Raw sugar futures closed near their lows on Thursday due to sales by producers and small speculators, with the market seen staying in a trading band on Friday, brokers said. The New York Board of Trade's key March raw sugar contract fell 0.08 cent to settle at 8.82 cents a lb, dealing from 8.81 to 8.96 cents. May sugar shed 0.06 to 8.99 cents. The rest lost 0.03 to 0.05 cent.
"The whole thing was just not overwhelming. There was a good producer sale at 8.95 (cents, basis March) and the locals unloaded as well. I don't see much on the horizon because there's good support at 8.75 and strong origin sales at 9.00 (cents in March)," a senior floor dealer said.
The outlook for the sweetener is seen as bullish due to a supply deficit in 2004/05 and steady levels of consumer buying in the coming years by nations like China.
Sugar popped higher on speculative fund buying but an increased level of sales from exporters like Thailand and Brazil capped the market and prompted speculators who took on long positions to abandon those positions, floor dealers said.
"The funds are already long so any upside is limited. The producers are also eager to sell every time we get near 9.00 cents," an analyst explained. Technicians said they feel support in the March contract is at 8.80 and 8.75 cents, while resistance would be at 9.00 and 9.04 cents.
Traded volume just before the market closed for the day reached 19,530 lots, from the previous tally of 25,394 lots.

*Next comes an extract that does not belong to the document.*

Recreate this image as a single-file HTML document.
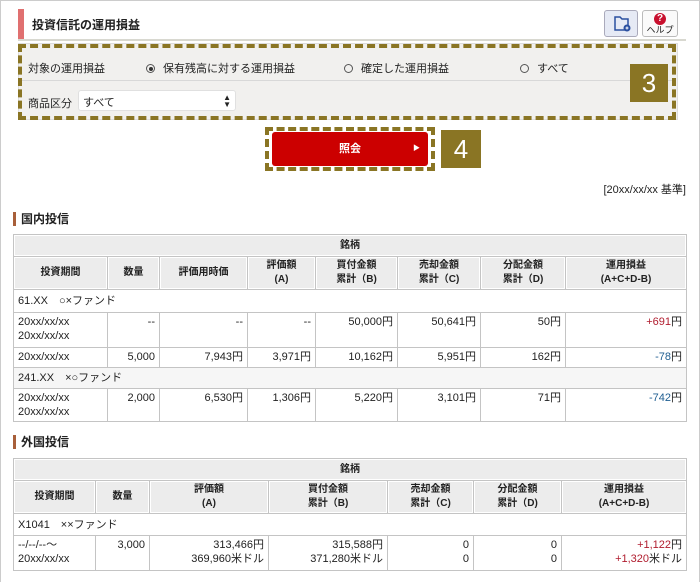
<!DOCTYPE html>
<html><head><meta charset="utf-8"><style>
*{box-sizing:border-box;margin:0;padding:0}
body{width:700px;height:582px;overflow:hidden;background:#fff;font-family:"Liberation Sans","Noto Sans CJK JP",sans-serif;font-size:11px;color:#222;position:relative}
.frame{position:absolute;left:0;top:0;width:700px;height:582px;border:1px solid #ccc;border-bottom:none}
.abs{position:absolute}
table{border-collapse:collapse;table-layout:fixed;position:absolute;left:13px;width:673px}
td,th{border:1px solid #c4c4c4;padding:2px 4px;vertical-align:top;line-height:14px}
th{background:#ececec;font-weight:bold;text-align:center;vertical-align:middle;font-size:10px;box-shadow:inset 0 0 0 1px #fff}
td.r{text-align:right}
.red{color:#b01c2e}.blue{color:#1f5e91}
.dash{border:4px dashed #8a7524}
.num{background:#8a7524;color:#fff;font-size:26px;text-align:center;font-weight:normal}
.sec{font-weight:bold;font-size:12px;border-left:3px solid #a85f3a;padding-left:5px;line-height:14px}
.rad{display:inline-block;width:9px;height:9px;border:1px solid #555;border-radius:50%;vertical-align:-1px;margin-right:8px;position:relative}
.rad.on::after{content:"";position:absolute;left:1.5px;top:1.5px;width:4px;height:4px;background:#333;border-radius:50%}
</style></head><body>
<div class="frame"></div>
<div class="abs" style="left:18px;top:9px;width:6px;height:30px;background:#e07070"></div>
<div class="abs" style="left:32px;top:16px;font-weight:bold;font-size:12px">投資信託の運用損益</div>
<div class="abs" style="left:18px;top:39px;width:668px;height:2px;background:#d8d8d0"></div>
<div class="abs" style="left:604px;top:10px;width:34px;height:27px;border:1px solid #aab;border-radius:3px;background:#e6eaf5">
<svg width="32" height="25" viewBox="0 0 32 25"><path d="M10 6h5l2 2h6v11H10z" fill="none" stroke="#2a4fa0" stroke-width="1.5"/><circle cx="22" cy="17" r="3.5" fill="#2a4fa0"/><path d="M20.5 17h3M22 15.5v3" stroke="#fff" stroke-width="1"/></svg></div>
<div class="abs" style="left:642px;top:10px;width:36px;height:27px;border:1px solid #bbb;border-radius:3px;background:#fafafa;text-align:center">
<div style="width:12px;height:12px;border-radius:50%;background:#c8102e;color:#fff;font-weight:bold;font-size:10px;line-height:12px;margin:2px auto 0">?</div><div style="font-size:9px;line-height:10px">ヘルプ</div></div>
<div class="abs" style="left:18px;top:43px;width:660px;height:77px;background:#f1f0ee;border:1px solid #ddd"></div>
<div class="abs" style="left:22px;top:80px;width:652px;height:1px;background:#d8d8d8"></div>
<div class="abs" style="left:28px;top:60px">対象の運用損益</div>
<div class="abs" style="left:146px;top:60px"><span class="rad on"></span>保有残高に対する運用損益</div>
<div class="abs" style="left:344px;top:60px"><span class="rad"></span>確定した運用損益</div>
<div class="abs" style="left:520px;top:60px"><span class="rad"></span>すべて</div>
<div class="abs" style="left:28px;top:95px">商品区分</div>
<div class="abs" style="left:78px;top:90px;width:158px;height:21px;background:#fff;border:1px solid #e0e0e0;border-radius:3px;padding:3px 4px">すべて<span style="position:absolute;right:4px;top:3px;font-size:8px;line-height:7px">▲<br>▼</span></div>
<div class="abs" style="left:18px;top:44px;width:658px;height:76px;border:4px dashed #8a7524;background:transparent"></div>
<div class="abs num" style="left:630px;top:64px;width:38px;height:38px;line-height:38px">3</div>
<div class="abs dash" style="left:265px;top:127px;width:170px;height:44px"></div>
<div class="abs" style="left:272px;top:132px;width:156px;height:34px;background:#cc0000;border-radius:3px;color:#fff;font-weight:bold;text-align:center;line-height:34px">照会<span style="position:absolute;right:8px;font-size:7px">▶</span></div>
<div class="abs num" style="left:441px;top:130px;width:40px;height:38px;line-height:38px">4</div>
<div class="abs" style="right:14px;top:181px;font-size:11px">[20xx/xx/xx 基準]</div>
<div class="abs sec" style="left:13px;top:212px">国内投信</div>
<table style="top:234px">
<colgroup><col style="width:94px"><col style="width:52px"><col style="width:88px"><col style="width:68px"><col style="width:82px"><col style="width:83px"><col style="width:85px"><col style="width:121px"></colgroup>
<tr style="height:22px"><th colspan="8">銘柄</th></tr>
<tr style="height:32px"><th>投資期間</th><th>数量</th><th>評価用時価</th><th>評価額<br>(A)</th><th>買付金額<br>累計（B)</th><th>売却金額<br>累計（C)</th><th>分配金額<br>累計（D)</th><th>運用損益<br>(A+C+D-B)</th></tr>
<tr style="height:23px"><td colspan="8" style="vertical-align:middle">61.XX　○×ファンド</td></tr>
<tr style="height:35px"><td>20xx/xx/xx<br>20xx/xx/xx</td><td class="r">--</td><td class="r">--</td><td class="r">--</td><td class="r">50,000円</td><td class="r">50,641円</td><td class="r">50円</td><td class="r"><span class="red">+691</span>円</td></tr>
<tr style="height:20px"><td>20xx/xx/xx</td><td class="r">5,000</td><td class="r">7,943円</td><td class="r">3,971円</td><td class="r">10,162円</td><td class="r">5,951円</td><td class="r">162円</td><td class="r"><span class="blue">-78</span>円</td></tr>
<tr style="height:21px;background:#f6f6f6"><td colspan="8" style="vertical-align:middle">241.XX　×○ファンド</td></tr>
<tr style="height:33px"><td>20xx/xx/xx<br>20xx/xx/xx</td><td class="r">2,000</td><td class="r">6,530円</td><td class="r">1,306円</td><td class="r">5,220円</td><td class="r">3,101円</td><td class="r">71円</td><td class="r"><span class="blue">-742</span>円</td></tr>
</table>
<div class="abs sec" style="left:13px;top:435px">外国投信</div>
<table style="top:458px">
<colgroup><col style="width:82px"><col style="width:54px"><col style="width:119px"><col style="width:119px"><col style="width:86px"><col style="width:88px"><col style="width:125px"></colgroup>
<tr style="height:22px"><th colspan="7">銘柄</th></tr>
<tr style="height:33px"><th>投資期間</th><th>数量</th><th>評価額<br>(A)</th><th>買付金額<br>累計（B)</th><th>売却金額<br>累計（C)</th><th>分配金額<br>累計（D)</th><th>運用損益<br>(A+C+D-B)</th></tr>
<tr style="height:22px"><td colspan="7" style="vertical-align:middle">X1041　××ファンド</td></tr>
<tr style="height:35px"><td>--/--/--～<br>20xx/xx/xx</td><td class="r">3,000</td><td class="r">313,466円<br>369,960米ドル</td><td class="r">315,588円<br>371,280米ドル</td><td class="r">0<br>0</td><td class="r">0<br>0</td><td class="r"><span class="red">+1,122</span>円<br><span class="red">+1,320</span>米ドル</td></tr>
</table>
</body></html>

Call volume at that time stood at 4,090 lots while puts hit 2,206 lots.
Open interest in the No 11 sugar market shot up 5,421 contracts to 325,578 lots as of December 1. Ethanol futures closed steady with the February contract finishing at 95 cents a gallon.
January sugar lost 0.10 cent to 20.25 cents a lb and March fell 0.01 to 20.35 cents. Two contracts aside, the rest were unchanged. Traded volume before the market closed touched 904 lots, versus the prior 255 lots.